One number worth tracking at the executive level: the ratio of infrastructure cost growth to customer count growth over a rolling 90-day window. If customer count grows 10% and infrastructure cost grows 18%, your cost per customer is expanding. If infrastructure cost grows 8% and customer count grows 10%, your infrastructure cost is scaling below your customer growth rate. This ratio is more useful than absolute spend numbers in board reporting because it normalizes for company growth stage.
For teams using FinOps reporting dashboards, unit cost per customer deserves its own dashboard panel alongside team-level spend. The two views answer different questions and should be visible simultaneously.
Start With One Customer Segment, Not All of Them
The most common mistake when instrumenting unit economics is trying to compute cost per customer across every customer on day one. The join logic is complex. Tag coverage is never 100% on the first pass. Shared resource allocation requires calibration.

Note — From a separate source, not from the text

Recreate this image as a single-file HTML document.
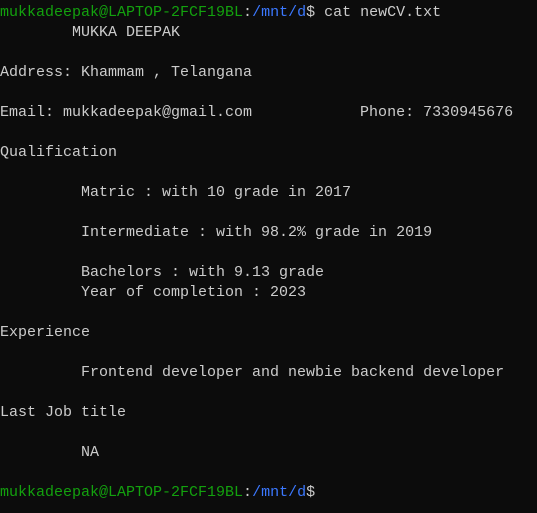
<!DOCTYPE html>
<html><head><style>
html,body{margin:0;padding:0;background:#0c0c0c;width:537px;height:513px;overflow:hidden}
pre{margin:0;padding:3px 0 0 0;font-family:"Liberation Mono",monospace;font-size:15px;line-height:20px;color:#cccccc;white-space:pre}
.g{color:#13a10e}.b{color:#3b78ff}
</style></head><body><pre><span class="g">mukkadeepak@LAPTOP-2FCF19BL</span>:<span class="b">/mnt/d</span>$ cat newCV.txt
        MUKKA DEEPAK

Address: Khammam , Telangana

Email: mukkadeepak@gmail.com            Phone: 7330945676

Qualification

         Matric : with 10 grade in 2017

         Intermediate : with 98.2% grade in 2019

         Bachelors : with 9.13 grade
         Year of completion : 2023

Experience

         Frontend developer and newbie backend developer

Last Job title

         NA

<span class="g">mukkadeepak@LAPTOP-2FCF19BL</span>:<span class="b">/mnt/d</span>$</pre></body></html>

Start with one customer segment: your highest-ARR cohort, or your most recently onboarded customers who were deployed after you implemented consistent tagging. Compute unit cost for that segment. Validate the numbers against what you know qualitatively about those customers’ usage. Fix the gaps in tag coverage that the validation reveals.
Once the model is accurate for one segment, extending it to others is an incremental data pipeline change, not a rearchitecture. The investment in getting unit economics right for 50 customers pays forward to the full 1,000.
The teams that skip this step and try to launch a full unit cost dashboard on day one typically spend three months debugging allocation logic instead of using the metric to make decisions. Narrowing scope is not a compromise. It is the correct sequencing for building accurate measurement.
Unit cost per customer is the metric that answers the question your CFO will eventually ask: “Is our infrastructure getting more efficient as we grow, or are we spending our way to scale?” Resource-level dashboards cannot answer that question. Cost per customer can.